▶ [Exercise]: From the listing below, copy every line with the word "React".

▶ [Data block]:

● ● ● ●

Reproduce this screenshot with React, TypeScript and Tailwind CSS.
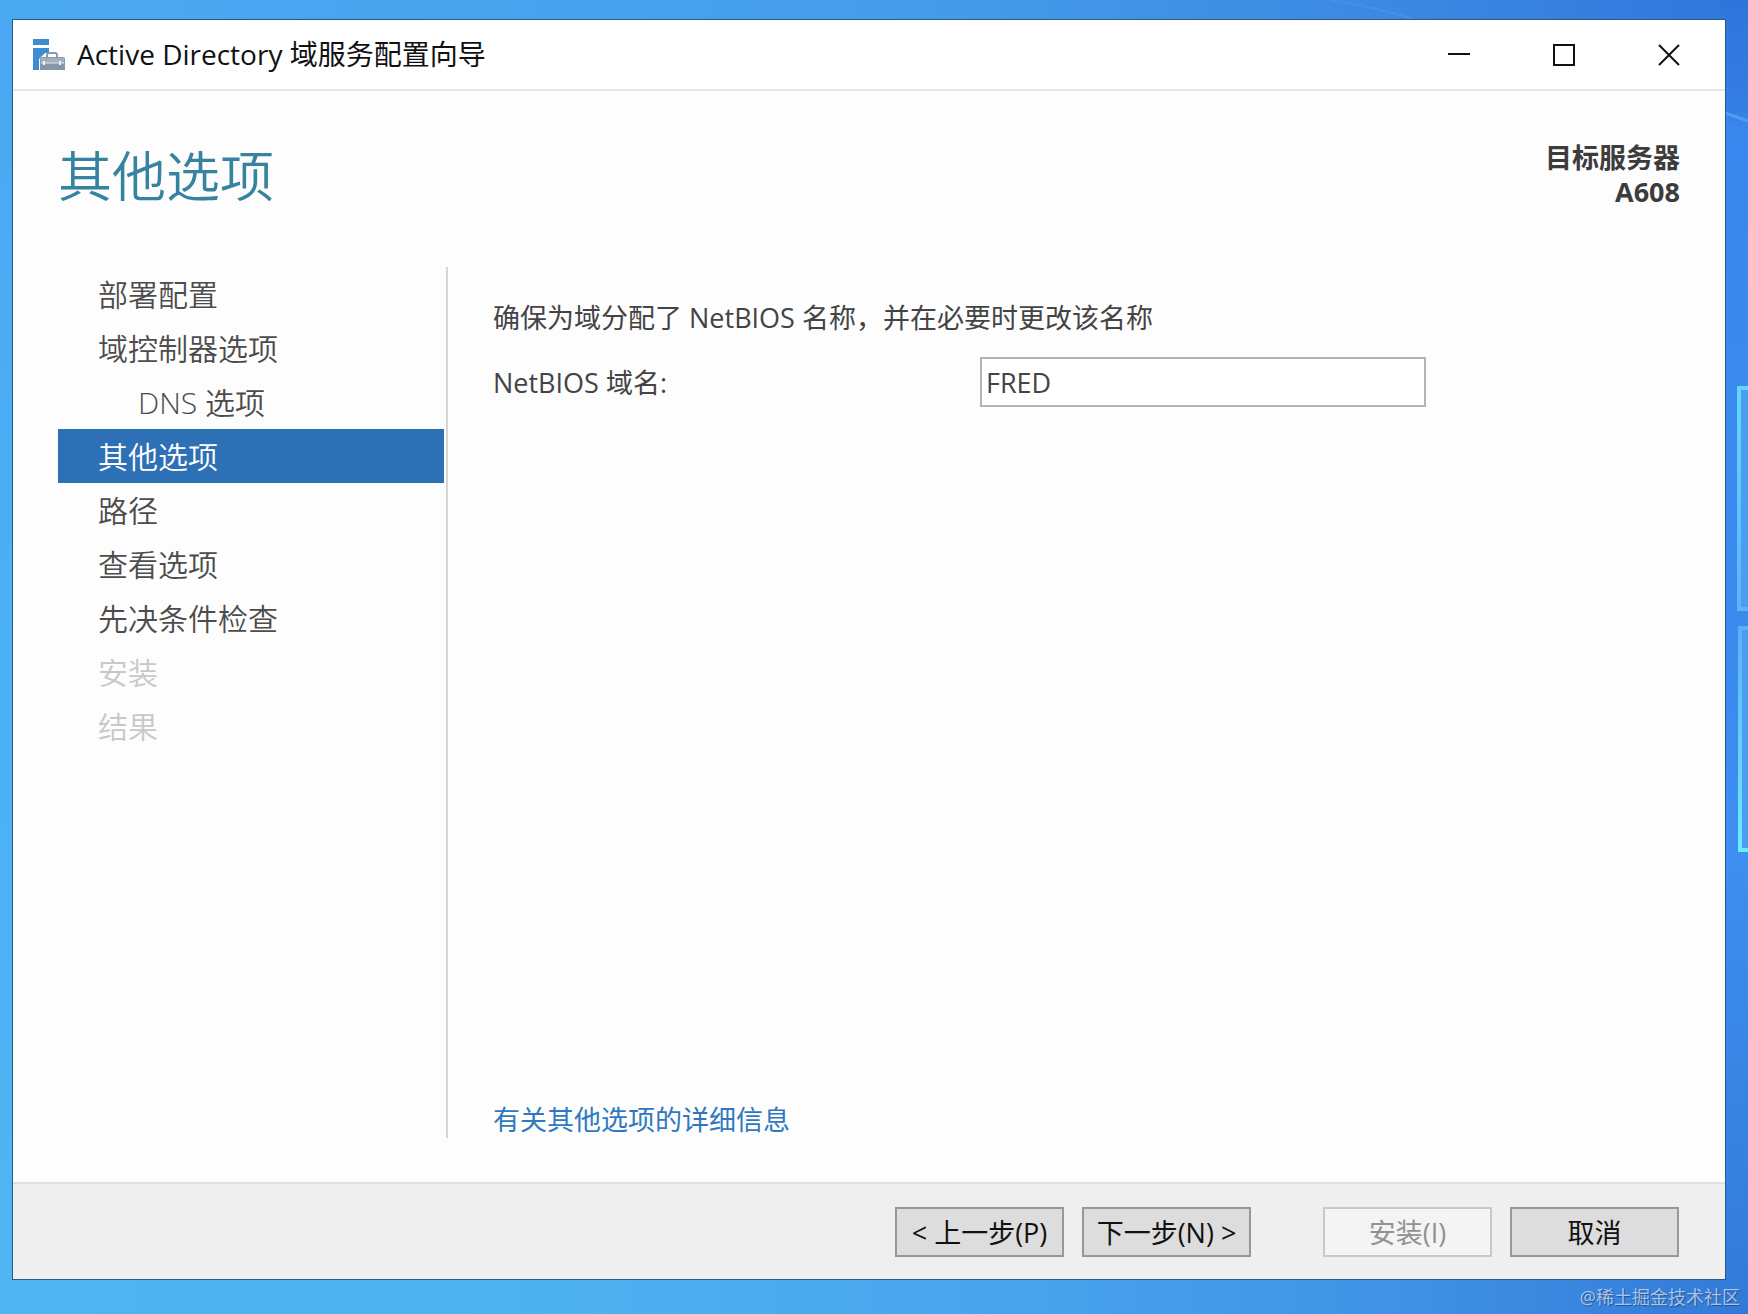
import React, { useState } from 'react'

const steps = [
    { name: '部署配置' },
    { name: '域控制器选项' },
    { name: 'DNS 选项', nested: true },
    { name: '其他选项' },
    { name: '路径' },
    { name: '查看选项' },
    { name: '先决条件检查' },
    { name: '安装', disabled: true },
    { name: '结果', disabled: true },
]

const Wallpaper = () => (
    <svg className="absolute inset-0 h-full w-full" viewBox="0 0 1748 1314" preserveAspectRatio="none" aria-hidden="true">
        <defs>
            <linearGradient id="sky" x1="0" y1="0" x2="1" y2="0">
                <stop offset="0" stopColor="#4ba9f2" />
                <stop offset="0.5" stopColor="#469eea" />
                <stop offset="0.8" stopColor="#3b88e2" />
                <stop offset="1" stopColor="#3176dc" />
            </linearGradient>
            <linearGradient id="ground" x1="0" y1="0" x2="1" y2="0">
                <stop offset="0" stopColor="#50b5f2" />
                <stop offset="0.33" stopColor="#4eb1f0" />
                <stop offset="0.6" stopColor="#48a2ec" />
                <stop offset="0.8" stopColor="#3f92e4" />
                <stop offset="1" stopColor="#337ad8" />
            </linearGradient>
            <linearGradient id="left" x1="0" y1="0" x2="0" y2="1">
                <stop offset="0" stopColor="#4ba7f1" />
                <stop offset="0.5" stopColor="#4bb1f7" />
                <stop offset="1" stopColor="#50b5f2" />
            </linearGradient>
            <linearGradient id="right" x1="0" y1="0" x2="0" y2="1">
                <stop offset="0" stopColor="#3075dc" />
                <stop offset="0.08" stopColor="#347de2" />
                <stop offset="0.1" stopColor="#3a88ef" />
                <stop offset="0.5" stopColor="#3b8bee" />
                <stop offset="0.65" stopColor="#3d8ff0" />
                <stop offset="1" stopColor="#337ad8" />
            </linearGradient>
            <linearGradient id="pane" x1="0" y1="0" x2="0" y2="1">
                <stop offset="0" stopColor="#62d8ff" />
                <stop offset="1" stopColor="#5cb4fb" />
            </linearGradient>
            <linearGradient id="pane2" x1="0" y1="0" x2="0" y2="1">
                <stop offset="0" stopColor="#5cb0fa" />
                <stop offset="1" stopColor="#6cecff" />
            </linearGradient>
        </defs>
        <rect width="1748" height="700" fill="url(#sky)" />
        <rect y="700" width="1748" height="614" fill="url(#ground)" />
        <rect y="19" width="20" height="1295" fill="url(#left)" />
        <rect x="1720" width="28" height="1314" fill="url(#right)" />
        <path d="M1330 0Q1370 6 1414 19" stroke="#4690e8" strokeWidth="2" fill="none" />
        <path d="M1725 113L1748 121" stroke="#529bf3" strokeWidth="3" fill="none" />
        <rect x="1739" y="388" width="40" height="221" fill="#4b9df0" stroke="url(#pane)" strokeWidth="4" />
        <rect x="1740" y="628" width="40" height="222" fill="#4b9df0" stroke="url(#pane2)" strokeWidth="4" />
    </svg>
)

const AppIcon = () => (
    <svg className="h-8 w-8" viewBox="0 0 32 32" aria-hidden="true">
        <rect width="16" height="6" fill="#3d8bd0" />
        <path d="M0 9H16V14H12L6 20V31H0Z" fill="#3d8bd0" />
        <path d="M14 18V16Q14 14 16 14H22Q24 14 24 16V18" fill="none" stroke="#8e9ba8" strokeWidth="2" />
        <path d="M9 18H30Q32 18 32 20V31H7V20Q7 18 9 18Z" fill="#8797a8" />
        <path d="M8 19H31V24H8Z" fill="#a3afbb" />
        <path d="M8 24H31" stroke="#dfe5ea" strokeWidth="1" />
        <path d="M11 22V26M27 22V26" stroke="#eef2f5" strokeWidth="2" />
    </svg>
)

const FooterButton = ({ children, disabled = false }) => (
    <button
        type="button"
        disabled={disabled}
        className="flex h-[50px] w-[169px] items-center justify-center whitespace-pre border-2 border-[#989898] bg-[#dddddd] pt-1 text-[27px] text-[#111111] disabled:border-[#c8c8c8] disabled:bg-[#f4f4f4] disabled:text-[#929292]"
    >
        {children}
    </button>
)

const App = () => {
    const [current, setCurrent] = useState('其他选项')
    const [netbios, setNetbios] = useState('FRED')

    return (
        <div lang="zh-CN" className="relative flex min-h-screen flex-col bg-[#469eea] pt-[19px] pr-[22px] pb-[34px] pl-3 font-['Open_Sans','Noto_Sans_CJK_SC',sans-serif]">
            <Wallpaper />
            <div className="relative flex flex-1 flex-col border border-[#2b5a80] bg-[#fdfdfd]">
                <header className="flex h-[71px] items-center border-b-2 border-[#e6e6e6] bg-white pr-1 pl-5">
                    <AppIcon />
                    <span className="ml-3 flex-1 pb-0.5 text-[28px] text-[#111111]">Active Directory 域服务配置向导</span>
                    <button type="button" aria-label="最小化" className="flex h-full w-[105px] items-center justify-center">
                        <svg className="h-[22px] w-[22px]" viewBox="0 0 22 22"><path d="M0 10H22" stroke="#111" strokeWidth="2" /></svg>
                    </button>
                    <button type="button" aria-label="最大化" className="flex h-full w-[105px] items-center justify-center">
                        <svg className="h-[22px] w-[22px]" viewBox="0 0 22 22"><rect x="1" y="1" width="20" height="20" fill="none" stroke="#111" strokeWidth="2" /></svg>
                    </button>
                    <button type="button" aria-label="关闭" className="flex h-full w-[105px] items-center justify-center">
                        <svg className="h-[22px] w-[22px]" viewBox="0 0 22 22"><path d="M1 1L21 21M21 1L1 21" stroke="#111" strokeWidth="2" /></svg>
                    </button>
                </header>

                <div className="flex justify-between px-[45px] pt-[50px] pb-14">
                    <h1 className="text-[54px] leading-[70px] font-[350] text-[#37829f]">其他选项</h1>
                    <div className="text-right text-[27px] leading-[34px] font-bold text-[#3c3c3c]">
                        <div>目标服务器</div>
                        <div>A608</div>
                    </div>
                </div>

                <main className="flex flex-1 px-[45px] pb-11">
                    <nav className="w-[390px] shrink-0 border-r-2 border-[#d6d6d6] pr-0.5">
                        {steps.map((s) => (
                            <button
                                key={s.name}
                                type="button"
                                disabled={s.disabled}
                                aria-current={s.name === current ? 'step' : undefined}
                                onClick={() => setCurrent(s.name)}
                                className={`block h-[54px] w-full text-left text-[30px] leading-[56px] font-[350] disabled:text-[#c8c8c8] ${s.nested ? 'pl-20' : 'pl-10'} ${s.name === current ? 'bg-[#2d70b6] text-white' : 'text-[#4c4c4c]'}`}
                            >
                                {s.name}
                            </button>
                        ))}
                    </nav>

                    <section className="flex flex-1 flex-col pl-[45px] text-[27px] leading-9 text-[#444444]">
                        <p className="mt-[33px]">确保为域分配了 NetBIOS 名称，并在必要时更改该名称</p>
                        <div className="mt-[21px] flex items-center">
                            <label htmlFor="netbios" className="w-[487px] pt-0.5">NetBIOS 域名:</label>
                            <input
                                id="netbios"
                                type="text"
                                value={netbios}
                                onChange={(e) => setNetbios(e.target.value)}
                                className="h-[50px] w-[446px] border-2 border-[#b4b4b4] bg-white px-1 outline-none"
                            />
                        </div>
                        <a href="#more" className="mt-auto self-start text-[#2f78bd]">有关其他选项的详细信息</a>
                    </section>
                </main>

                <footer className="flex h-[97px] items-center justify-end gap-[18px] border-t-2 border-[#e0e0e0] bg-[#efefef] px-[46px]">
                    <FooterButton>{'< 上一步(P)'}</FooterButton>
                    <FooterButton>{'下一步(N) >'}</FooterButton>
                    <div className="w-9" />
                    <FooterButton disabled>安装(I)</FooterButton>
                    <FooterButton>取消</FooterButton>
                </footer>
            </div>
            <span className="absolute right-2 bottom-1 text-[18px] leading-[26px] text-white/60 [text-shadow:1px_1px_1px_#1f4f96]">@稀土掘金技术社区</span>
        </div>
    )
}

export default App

● ● ● ●

▶ [Finished task]:
Reproduce this screenshot with React, TypeScript and Tailwind CSS.
import React, { useState } from 'react'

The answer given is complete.